* SHORT EXERCISE: Each line below should be retyped exactly, with no pictures.

* GIVEN DATA:
□ □ □ □

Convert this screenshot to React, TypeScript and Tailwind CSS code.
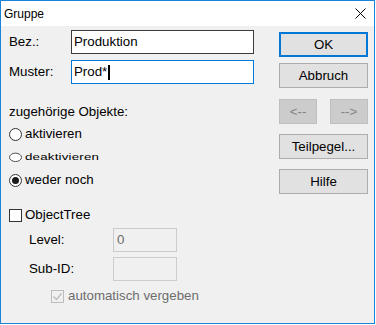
import React from 'react';

const font = { fontFamily: '"Liberation Sans", Arial, sans-serif' };

const Btn: React.FC<{ label: string; className?: string; def?: boolean; disabled?: boolean }> = ({ label, className = '', def, disabled }) => (
    <div
        className={
            'flex items-center justify-center h-[25px] text-[13.3px] leading-none ' +
            (def
                ? 'border-2 border-[#0078d7] bg-[#e1e1e1] text-black '
                : disabled
                ? 'border border-[#bfbfbf] bg-[#cccccc] text-[#838383] '
                : 'border border-[#adadad] bg-[#e1e1e1] text-black ') +
            className
        }
    >
        {label}
    </div>
);

const Radio: React.FC<{ checked?: boolean }> = ({ checked }) => (
    <span className="w-[13px] h-[13px] rounded-full border border-[#333333] bg-white flex items-center justify-center shrink-0">
        {checked && <span className="w-[7px] h-[7px] rounded-full bg-[#1a1a1a]" />}
    </span>
);

export default function App() {
    return (
        <div className="w-[376px] h-[325px] bg-white" style={font}>
            <div className="w-[375px] h-[324px] border border-[#1883d7] flex flex-col">
                {/* title bar */}
                <div className="h-[25px] bg-white flex items-center justify-between pl-[3px] pr-[8px] shrink-0">
                    <span className="text-[12px] text-black leading-none">Gruppe</span>
                    <svg width="11" height="11" viewBox="0 0 11 11" className="mb-[1px]">
                        <path d="M0.5 0.5 L10.5 10.5 M10.5 0.5 L0.5 10.5" stroke="#000" strokeWidth="1" />
                    </svg>
                </div>

                <div className="flex-1 bg-[#f0f0f0] flex text-[13.3px] text-black leading-none">
                    {/* left column */}
                    <div className="flex-1 pl-[8px] pt-[4px]">
                        <div className="flex items-center h-[24px]">
                            <span className="w-[62px]">Bez.:</span>
                            <div className="w-[183px] h-[24px] border border-[#3c3c3c] bg-white flex items-center pl-[2px]">
                                Produktion
                            </div>
                        </div>
                        <div className="flex items-center h-[24px] mt-[6px]">
                            <span className="w-[62px]">Muster:</span>
                            <div className="w-[183px] h-[24px] border border-[#0078d7] bg-white flex items-center pl-[2px]">
                                Prod*
                                <span className="w-[2px] h-[15px] bg-black ml-[1px]" />
                            </div>
                        </div>
                        <div className="h-[16px] mt-[20px] flex items-center">zugehörige Objekte:</div>
                        <div className="h-[16px] mt-[6px] flex items-center gap-[3px]">
                            <Radio />
                            <span>aktivieren</span>
                        </div>
                        <div className="h-[16px] mt-[7px] flex items-center gap-[3px] scale-y-[0.7] origin-center">
                            <Radio />
                            <span className="tracking-[0.2px]">deaktivieren</span>
                        </div>
                        <div className="h-[16px] mt-[7px] flex items-center gap-[3px]">
                            <Radio checked />
                            <span>weder noch</span>
                        </div>
                        <div className="h-[16px] mt-[19px] flex items-center gap-[3px]">
                            <span className="w-[13px] h-[13px] border border-[#333333] bg-white shrink-0" />
                            <span>ObjectTree</span>
                        </div>
                        <div className="flex items-center h-[24px] mt-[5px] pl-[20px]">
                            <span className="w-[84px]">Level:</span>
                            <div className="w-[64px] h-[24px] border border-[#cccccc] bg-[#f0f0f0] flex items-center pl-[3px] text-[#6d6d6d]">
                                0
                            </div>
                        </div>
                        <div className="flex items-center h-[24px] mt-[5px] pl-[20px]">
                            <span className="w-[84px]">Sub-ID:</span>
                            <div className="w-[64px] h-[24px] border border-[#cccccc] bg-[#f0f0f0]" />
                        </div>
                        <div className="h-[16px] mt-[7px] flex items-center gap-[4px] pl-[42px]">
                            <span className="w-[13px] h-[13px] border border-[#bcbcbc] bg-[#f0f0f0] shrink-0 flex items-center justify-center">
                                <svg width="11" height="11" viewBox="0 0 11 11">
                                    <path d="M1.5 5.5 L4.5 8.5 L9.5 2.5" stroke="#bcbcbc" strokeWidth="1.3" fill="none" />
                                </svg>
                            </span>
                            <span className="text-[#6d6d6d]">automatisch vergeben</span>
                        </div>
                    </div>

                    {/* right column */}
                    <div className="w-[89px] mr-[6px] pt-[6px] flex flex-col">
                        <Btn label="OK" def />
                        <Btn label="Abbruch" className="mt-[6px]" />
                        <div className="flex justify-between mt-[11px]">
                            <Btn label="<--" disabled className="w-[38px]" />
                            <Btn label="-->" disabled className="w-[38px]" />
                        </div>
                        <Btn label="Teilpegel..." className="mt-[10px]" />
                        <Btn label="Hilfe" className="mt-[10px]" />
                    </div>
                </div>
            </div>
        </div>
    );
}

□ □ □ □

* FINISHED EXERCISE:
Convert this screenshot to React, TypeScript and Tailwind CSS code.
import React from 'react';

const font = { fontFamily: '"Liberation Sans", Arial, sans-serif' };

const Btn: React.FC<{ label: string; className?: string; def?: boolean; disabled?: boolean }> = ({ label, className = '', def, disabled }) => (
    <div
        className={
            'flex items-center justify-center h-[25px] text-[13.3px] leading-none ' +
            (def
                ? 'border-2 border-[#0078d7] bg-[#e1e1e1] text-black '
                : disabled
                ? 'border border-[#bfbfbf] bg-[#cccccc] text-[#838383] '
                : 'border border-[#adadad] bg-[#e1e1e1] text-black ') +
            className
        }
    >
        {label}
    </div>
);

const Radio: React.FC<{ checked?: boolean }> = ({ checked }) => (
    <span className="w-[13px] h-[13px] rounded-full border border-[#333333] bg-white flex items-center justify-center shrink-0">
        {checked && <span className="w-[7px] h-[7px] rounded-full bg-[#1a1a1a]" />}
    </span>
);

export default function App() {
    return (
        <div className="w-[376px] h-[325px] bg-white" style={font}>
            <div className="w-[375px] h-[324px] border border-[#1883d7] flex flex-col">
                {/* title bar */}
                <div className="h-[25px] bg-white flex items-center justify-between pl-[3px] pr-[8px] shrink-0">
                    <span className="text-[12px] text-black leading-none">Gruppe</span>
                    <svg width="11" height="11" viewBox="0 0 11 11" className="mb-[1px]">
                        <path d="M0.5 0.5 L10.5 10.5 M10.5 0.5 L0.5 10.5" stroke="#000" strokeWidth="1" />
                    </svg>
                </div>

                <div className="flex-1 bg-[#f0f0f0] flex text-[13.3px] text-black leading-none">
                    {/* left column */}
                    <div className="flex-1 pl-[8px] pt-[4px]">
                        <div className="flex items-center h-[24px]">
                            <span className="w-[62px]">Bez.:</span>
                            <div className="w-[183px] h-[24px] border border-[#3c3c3c] bg-white flex items-center pl-[2px]">
                                Produktion
                            </div>
                        </div>
                        <div className="flex items-center h-[24px] mt-[6px]">
                            <span className="w-[62px]">Muster:</span>
                            <div className="w-[183px] h-[24px] border border-[#0078d7] bg-white flex items-center pl-[2px]">
                                Prod*
                                <span className="w-[2px] h-[15px] bg-black ml-[1px]" />
                            </div>
                        </div>
                        <div className="h-[16px] mt-[20px] flex items-center">zugehörige Objekte:</div>
                        <div className="h-[16px] mt-[6px] flex items-center gap-[3px]">
                            <Radio />
                            <span>aktivieren</span>
                        </div>
                        <div className="h-[16px] mt-[7px] flex items-center gap-[3px] scale-y-[0.7] origin-center">
                            <Radio />
                            <span className="tracking-[0.2px]">deaktivieren</span>
                        </div>
                        <div className="h-[16px] mt-[7px] flex items-center gap-[3px]">
                            <Radio checked />
                            <span>weder noch</span>
                        </div>
                        <div className="h-[16px] mt-[19px] flex items-center gap-[3px]">
                            <span className="w-[13px] h-[13px] border border-[#333333] bg-white shrink-0" />
                            <span>ObjectTree</span>
                        </div>
                        <div className="flex items-center h-[24px] mt-[5px] pl-[20px]">
                            <span className="w-[84px]">Level:</span>
                            <div className="w-[64px] h-[24px] border border-[#cccccc] bg-[#f0f0f0] flex items-center pl-[3px] text-[#6d6d6d]">
                                0
                            </div>
                        </div>
                        <div className="flex items-center h-[24px] mt-[5px] pl-[20px]">
                            <span className="w-[84px]">Sub-ID:</span>
                            <div className="w-[64px] h-[24px] border border-[#cccccc] bg-[#f0f0f0]" />
                        </div>
                        <div className="h-[16px] mt-[7px] flex items-center gap-[4px] pl-[42px]">
                            <span className="w-[13px] h-[13px] border border-[#bcbcbc] bg-[#f0f0f0] shrink-0 flex items-center justify-center">
                                <svg width="11" height="11" viewBox="0 0 11 11">
                                    <path d="M1.5 5.5 L4.5 8.5 L9.5 2.5" stroke="#bcbcbc" strokeWidth="1.3" fill="none" />
                                </svg>
                            </span>
                            <span className="text-[#6d6d6d]">automatisch vergeben</span>
                        </div>
                    </div>

                    {/* right column */}
                    <div className="w-[89px] mr-[6px] pt-[6px] flex flex-col">
                        <Btn label="OK" def />
                        <Btn label="Abbruch" className="mt-[6px]" />
                        <div className="flex justify-between mt-[11px]">
                            <Btn label="<--" disabled className="w-[38px]" />
                            <Btn label="-->" disabled className="w-[38px]" />
                        </div>
                        <Btn label="Teilpegel..." className="mt-[10px]" />
                        <Btn label="Hilfe" className="mt-[10px]" />
                    </div>
                </div>
            </div>
        </div>
    );
}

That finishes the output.